Scene study: Anne inviting Anthony for dinner.
As we follow Anthony eavesdropping on Anne and her husband Paul (Rufus Sewell) talking about his sickness, we are already being prepared to be tense in the next few minutes. While Anne talks, both Anthony and Paul are seen in reaction shots, as if Anne is trying to temper the tension between who can theoretically explode at any time. A lot of what is happening in this dinner is Anthony and Paul slowly confronting each other. When Anne leaves, we now see them in separate shots not when they are listening, but when they are speaking. When we leave the closeup, it is not even to release tension but to add another layer to it. And in a brilliantly haunting capper to this scene, we see Anthony leaving the dinner and coming back, only to hear what he first heard when he is about to have dinner. The way the editing calibrates that scene leading to its elliptical structure is expertly calibrated.
Nomadland - Chloé Zhao
In this character study about the remnants of the economic recession of 2008, Zhao creates a reflective piece on the seeming aimlessness of Fern (Frances McDormand). Editing becomes crucial in this film as the screenplay is decidedly not plot-driven. Instead, we are thrust into the character’s personal journey, rather than the endpoint of where the journey might take her. The editing in the film is subtle but elemental in creating an emotional drama whose path is mood-based. Also smart is how it locates Fern's interiority through her constant listening to other nomads. There are no temporal constraints, only organic flows, just like Fern herself. In some ways, this film is the antithesis of the pervasing trend in this category: the editing in this film puts primacy in the cuts in as much as in the lack of it. When it stretches a scene, you feel the film breathe. When it cuts, you feel the sharp deliberateness of it too.
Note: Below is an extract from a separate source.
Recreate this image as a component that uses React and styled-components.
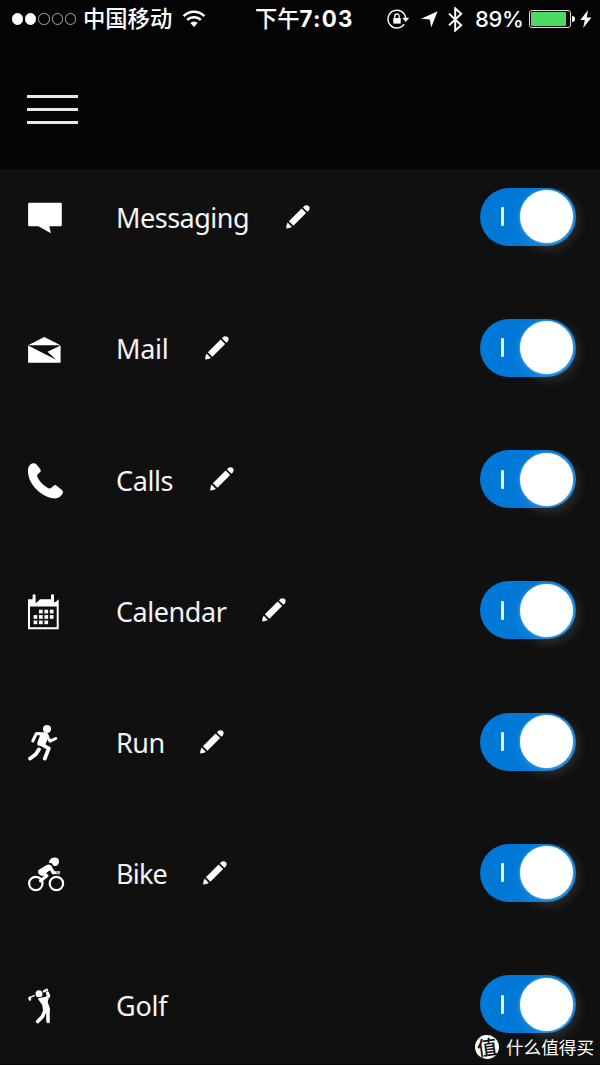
import React from "react";
import styled, { createGlobalStyle } from "styled-components";

const tiles = [
  { name: "Messaging", width: 133, spacing: -0.5, icon: <MessageIcon /> },
  { name: "Mail", width: 52, spacing: -0.3, icon: <MailIcon /> },
  { name: "Calls", width: 57, spacing: -0.4, icon: <PhoneIcon /> },
  { name: "Calendar", width: 109, spacing: -0.45, icon: <CalendarIcon /> },
  { name: "Run", width: 47, spacing: -0.5, icon: <RunIcon /> },
  { name: "Bike", width: 50, spacing: -0.8, icon: <BikeIcon /> },
  { name: "Golf", width: 52, spacing: -0.2, icon: <GolfIcon />, fixed: true },
];

function App() {
  return (
    <StPage>
      <GlobalStyle />
      <StHeader>
        <StatusBar />
        <StMenuBtn aria-label="menu">
          <StMenuLine />
          <StMenuLine />
          <StMenuLine />
        </StMenuBtn>
      </StHeader>
      <StList>
        {tiles.map((tile) => {
          return (
            <StRow key={tile.name}>
              {tile.icon}
              <StLabel $width={tile.width} $spacing={tile.spacing}>
                {tile.name}
              </StLabel>
              {!tile.fixed && <PencilIcon />}
              <StToggle role="switch" aria-checked="true">
                <StToggleBar />
                <StKnob />
              </StToggle>
            </StRow>
          );
        })}
      </StList>
      <StWatermark>
        <StBadge>值</StBadge>
        什么值得买
      </StWatermark>
    </StPage>
  );
}

export default App;

function StatusBar() {
  return (
    <StStatus>
      <StSignal>
        <StDot $on />
        <StDot $on />
        <StDot />
        <StDot />
        <StDot />
      </StSignal>
      <StCarrier>中国移动</StCarrier>
      <StWifi viewBox="0 0 24 18">
        <path d="M1.6 6.2a14.6 14.6 0 0 1 20.8 0" />
        <path d="M5.2 10a9.5 9.5 0 0 1 13.6 0" />
        <path d="M8.3 13a5.3 5.3 0 0 1 7.4 0L12 17z" fill="#fff" stroke="none" />
      </StWifi>
      <StTime>
        下午<StClock>7:03</StClock>
      </StTime>
      <StStatusIcons>
        <svg width="23" height="20" viewBox="0 0 23 20" fill="none">
          <path d="M17.2 15.2A8.9 8.9 0 1 1 18.7 9" stroke="#fff" strokeWidth="1.4" />
          <path d="M15.2 8.8h7l-3.5 4.2z" fill="#fff" />
          <path d="M6.3 9h7.4v5.6H6.3z" fill="#fff" />
          <path d="M7.8 9V7.2a2.2 2.2 0 0 1 4.4 0V9" stroke="#fff" strokeWidth="1.3" />
        </svg>
        <svg width="17" height="17" viewBox="0 0 17 17">
          <path d="M16.6.3 10.2 16.6 8.8 8.6.2 7.8z" fill="#fff" />
        </svg>
        <svg width="15" height="25" viewBox="0 0 15 25" fill="none">
          <path d="m1 6.6 12.2 11.6-6 5.4V1.4l6 5.4L1 18.4" stroke="#fff" strokeWidth="2" />
        </svg>
      </StStatusIcons>
      <StPercent>89%</StPercent>
      <StBattery>
        <StCharge />
      </StBattery>
      <StBatteryTip />
      <svg width="12" height="18" viewBox="0 0 12 18">
        <path d="M8 0 .4 10h4.4L3.2 18 11.4 7.4H6.8z" fill="#fff" />
      </svg>
    </StStatus>
  );
}

function PencilIcon() {
  return (
    <StPencil viewBox="0 0 24 24">
      <path d="m15.6 3.6 4.5 4.5L7.4 20.8l-4.5-4.5z" />
      <path d="m17 2.4 1.2-1.3q1-.9 2.5-.7h1q1.8.3 1.9 2.2 0 2-.8 2.8l-1.4 1.4z" />
      <path d="m1.6 17.6 4.3 4.3-2.6 1.1-3.1.6.3-3.1z" />
    </StPencil>
  );
}

function MessageIcon() {
  return (
    <StIcon viewBox="0 0 40 40">
      <path d="M1.5 5.7h31q1.3 0 1.3 1.4v20.8q0 1.4-1.3 1.4H21.3l1.6 6.9-12.6-6.9H1.5Q.1 29.3.1 27.9V7.1q0-1.4 1.4-1.4z" />
    </StIcon>
  );
}

function MailIcon() {
  return (
    <StIcon viewBox="0 0 40 40">
      <path d="M.1 17.2 16.3 9l16.3 8.2z" />
      <path d="M.1 17.6 28.2 31.8l-8.7-8 13.1-6.4v17.4H.1z" />
    </StIcon>
  );
}

function PhoneIcon() {
  return (
    <StIcon viewBox="0 0 40 40">
      <path d="M5.3 3.2q1.7-.3 3.2 1.4l3.7 4.5q1.2 1.5.1 2.8l-2.1 1.8q-1.7 1.3-.9 3.1c2 4.4 5.7 8.5 10.2 11 1.7.9 2.9.8 4.1-.3l2-1.8q1.5-1.2 3 0l5.4 4.3q1.5 1.3.8 3-2.4 5.4-7.8 5.4C14.8 38.4 0 24.8 0 11.3 0 7 1.4 3.8 5.3 3.2z" />
    </StIcon>
  );
}

function CalendarIcon() {
  const dots = [
    [11, 18.7], [16.4, 18.7], [21.8, 18.7],
    [5.6, 24.1], [11, 24.1], [16.4, 24.1], [21.8, 24.1],
    [5.6, 29.5], [11, 29.5], [16.4, 29.5],
  ];
  return (
    <StIcon viewBox="0 0 40 40">
      <path
        fillRule="evenodd"
        d="M0 8.3h4.6V4.5q0-1.2 1.5-1.2t1.5 1.2v7.3h.8l3.7-3.5H23V4.5q0-1.2 1.5-1.2T26 4.5v6.7l1.6-.3 3.1-2.6v30H0zM2 15.5v20.7h26.7V15.5z"
      />
      {dots.map(([x, y]) => (
        <rect key={x + "-" + y} x={x} y={y} width="3.7" height="3.7" />
      ))}
    </StIcon>
  );
}

function RunIcon() {
  return (
    <StIcon viewBox="0 0 40 40">
      <circle cx="19" cy="7" r="4" />
      <path d="M7.5 10.2h9.8q3 .6 3.6 3.6l-3 7.4-1 3-7.2-.6q-1.2-2 .1-4.3l2.3-5.8z" />
      <StLimb $w={3} d="M12 11.8H8.2L4.8 19M18.5 13.2l3.6 6 5.7-2.7" />
      <StLimb $w={3.8} d="m13.5 22.4 7.3 4-4 10.2M11 27.4l-3.2 4.9-5.7 4.2" />
    </StIcon>
  );
}

function BikeIcon() {
  return (
    <StIcon viewBox="0 0 40 40">
      <StLimb $w={2.2} d="M14.5 30.5a6.7 6.7 0 1 1-13.4 0 6.7 6.7 0 1 1 13.4 0zM35.1 30.5a6.7 6.7 0 1 1-13.4 0 6.7 6.7 0 1 1 13.4 0z" />
      <path d="M20.8 9.5C21.6 5.4 25 4 28.2 4.7q3 .8 2.8 3.7c-.1 3-1.8 4.8-4 4.6-1.6 0-2.4-1.2-2.8-2.6z" />
      <path d="m10.2 17.3 8.4-5.2q3-1.6 5 1.1l.7 2.2-6 4.7-4.3 2.8q-4.8-1.5-3.8-5.6z" />
      <StLimb $w={3.4} d="m22 14 3.3 5.6h1.4M13 19.5l5.8 3.2-6.2 5" />
      <path d="M28.4 18h1.2v3.2h-1.2zM30.3 18h1.4v3.2h-1.4z" />
    </StIcon>
  );
}

function GolfIcon() {
  return (
    <StIcon viewBox="0 0 40 40">
      <circle cx="11" cy="8.8" r="3.5" />
      <StLimb $w={1.4} d="m1.7 12.7 4.5-2" />
      <StLimb $w={2.6} d="m1.5 12.9.4 1.5" />
      <StLimb $w={2.3} d="m16 6.3 3-1.6" />
      <StLimb $w={3.2} d="m19.5 8 1.2 3-3.5 3.2" />
      <path d="M9.7 13.5 16 12l4.6 1.6-.9 3.3 2.2 6.5-.2 3.1-4.3 1-2.4-2.5-.8-5z" />
      <StLimb $w={3.6} d="m19.8 24.5.3 12M17 25.5l-2.5 6-4.8 5" />
    </StIcon>
  );
}

const GlobalStyle = createGlobalStyle`
  body {
    margin: 0;
    background: #101010;
  }

  * {
    box-sizing: border-box;
  }
`;

const StPage = styled.div`
  position: relative;
  width: 600px;
  height: 1065px;
  overflow: hidden;
  color: #fff;
  background: #101010;
  border-bottom: 1px solid #050505;
  font-family: "Noto Sans", "Noto Sans CJK SC", sans-serif;
`;

const StHeader = styled.header`
  height: 169px;
  background: #040404;
`;

const StStatus = styled.div`
  display: flex;
  align-items: center;
  height: 38px;
  padding-left: 12px;
  font-family: Inter, "Noto Sans CJK SC", sans-serif;
  font-size: 22px;
  line-height: 38px;
  white-space: nowrap;

  svg {
    flex: none;
  }
`;

const StSignal = styled.div`
  display: flex;
  gap: 2px;
  width: 71px;
`;

const StDot = styled.span`
  width: 11.2px;
  height: 11.2px;
  border: 1px solid ${(props) => (props.$on ? "#fff" : "#aaa")};
  border-radius: 50%;
  background: ${(props) => (props.$on ? "#fff" : "transparent")};
`;

const StCarrier = styled.span`
  width: 99px;
  font-weight: 500;
  font-size: 22.3px;
`;

const StWifi = styled.svg`
  width: 24px;
  height: 18px;
  fill: none;
  stroke: #fff;
  stroke-width: 2.5;
`;

const StTime = styled.span`
  width: 98px;
  margin-left: 49px;
  font-weight: 500;
  font-size: 22.3px;
`;

const StClock = styled.span`
  font-weight: 700;
  letter-spacing: 1.2px;
`;

const StStatusIcons = styled.div`
  display: flex;
  align-items: center;
  gap: 10.5px;
  width: 88px;
  margin-left: 34px;
`;

const StPercent = styled.span`
  width: 54px;
  font-weight: 500;
  letter-spacing: -0.3px;
`;

const StBattery = styled.div`
  width: 42px;
  height: 18px;
  padding: 1px;
  border: 1px solid #ddd;
  border-radius: 3px;
`;

const StCharge = styled.div`
  width: 35px;
  height: 14px;
  border-radius: 1px;
  background: #4cd964;
`;

const StBatteryTip = styled.div`
  width: 3px;
  height: 6px;
  margin: 0 5px 0 1px;
  border-radius: 0 3px 3px 0;
  background: #fff;
`;

const StMenuBtn = styled.button`
  display: flex;
  flex-direction: column;
  gap: 10px;
  width: 51px;
  margin: 57px 0 0 27px;
  padding: 0;
  border: none;
  background: none;
`;

const StMenuLine = styled.span`
  height: 3px;
  background: #e8e8e8;
`;

const StList = styled.div`
  display: grid;
  grid-auto-rows: 131.25px;
  padding: 18.6px 24px 0 28px;
`;

const StRow = styled.div`
  display: flex;
  align-items: center;
  height: 58px;
`;

const StIcon = styled.svg`
  flex: none;
  width: 40px;
  height: 40px;
  margin: 1px 48px 0 0;
  fill: #fff;
`;

const StLimb = styled.path`
  fill: none;
  stroke: #fff;
  stroke-width: ${(props) => props.$w};
  stroke-linecap: round;
  stroke-linejoin: round;
`;

const StLabel = styled.span`
  width: ${(props) => props.$width}px;
  margin-right: 37px;
  padding-top: 3px;
  color: #f4f4f4;
  font-size: 27px;
  line-height: 38px;
  letter-spacing: ${(props) => props.$spacing}px;
  white-space: nowrap;
`;

const StPencil = styled.svg`
  flex: none;
  width: 24px;
  height: 24px;
  fill: #fff;
`;

const StToggle = styled.div`
  display: flex;
  align-items: center;
  width: 96px;
  height: 58px;
  margin-left: auto;
  padding-left: 20.6px;
  border-radius: 29px;
  background: #0078d7;
`;

const StToggleBar = styled.span`
  width: 3px;
  height: 19px;
  border-radius: 1px;
  background: #e4f1fb;
`;

const StKnob = styled.span`
  width: 53px;
  height: 53px;
  margin-left: 16.4px;
  border-radius: 50%;
  background: #fff;
  box-shadow: 0 0 2px rgba(255, 255, 255, 0.6), 3px 4px 14px rgba(255, 255, 255, 0.18);
`;

const StWatermark = styled.div`
  position: absolute;
  left: 475px;
  top: 1035px;
  display: flex;
  align-items: center;
  gap: 7px;
  height: 24px;
  font-family: "Noto Sans CJK SC", sans-serif;
  font-size: 17.6px;
  line-height: 24px;
  white-space: nowrap;
`;

const StBadge = styled.span`
  width: 24px;
  height: 24px;
  border-radius: 50%;
  color: #111;
  background: #fff;
  font-size: 20px;
  font-weight: 500;
  line-height: 23px;
  text-align: center;
  transform: rotate(-8deg);
`;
Scene study: Swankie tells her story.
In this scene, we only get three shots total. As Fern observes, Swankie starts to tell her story. In a quietly confronting moment, we see Swankie talk about death as it is a thing to face head-on. Meanwhile, this is the emotional baggage that we see Fern carrying around that isolates her from the people around her when there are people around her. This monologue did not just give a moment to Swankie as a character/performer, but also to McDormand as we see their pain intersecting and their way of dealing with it diverging. In the tougher parts of the story, we see McDormand’s face. When Swankie starts talking about the beauty of life, we stay with her in a closeup. The constant push-and-pull between these characters is emotionally rich especially due to how this scene is put together.
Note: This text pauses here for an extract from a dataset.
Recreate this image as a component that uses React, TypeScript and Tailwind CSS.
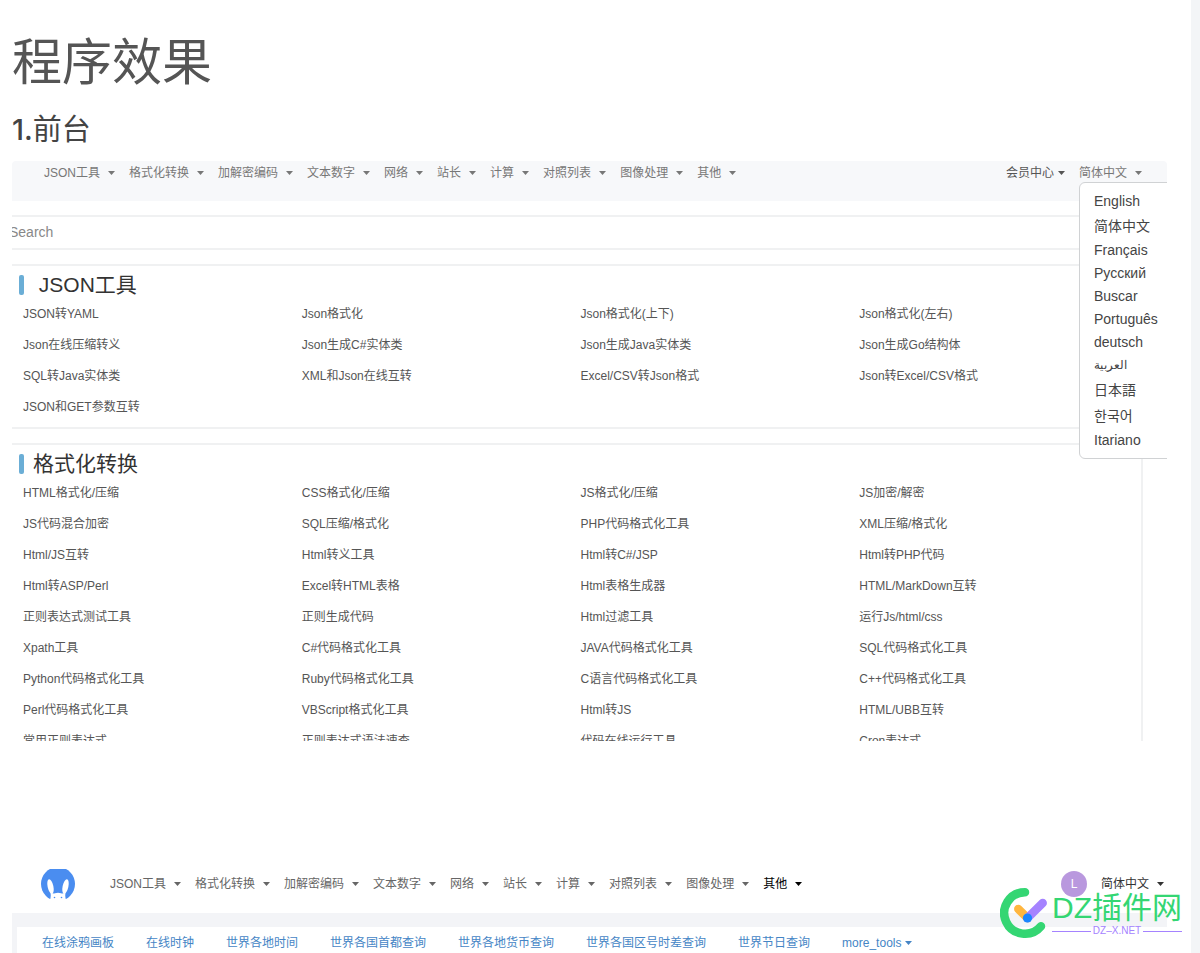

Promising Young Woman - Frédéric Thoraval
You don’t get to pull off such an audacious whiplash of tones without skillful editing. This comedy thriller is a combination of unpredictable humor and lacerating tension, from self-devised sting operations to a romantic-comedy montage set to Paris Hilton’s “Stars”. What comes out of this intersection is fascinating: there is a perverse humor that arises from the tension, and an uncomfortable tension that comes out of humor. The impetus of this film is from its sharply measured construction of its scenes; a scene might go very quiet and linger while another uses a succession of shots so bracing that the tension becomes unbearable.
Scene study: Cassandra meets with Dean Walker.
Cassandra’s (Carey Mulligan) revenge-driven modus operandi levels up in her second movement as she meets Dean Walker (Connie Britton), the school superior that was in-charge during a rape case from the past. This scene is fascinating for it rarely puts the two in the same shot. What we see is a sharp succession of shots from Mulligan and Britton, heightening the tension of the said moment. It is even heightened as the editing does not necessarily follow the person who is speaking. Rather, the editing depicts the power dynamic between the two. When Cassie speaks of a threat, we immediately see Dean Walker reacting helplessly. When Dean Walker screams already and thinks she asserts her power, we then go to a shot of Cassie composed and quiet. She has the upper hand. Meanwhile, Dean Walker is reduced to a voice that would even be muffled as we move to a shot outside. The futility of her resistance is shown and it is strikingly captured.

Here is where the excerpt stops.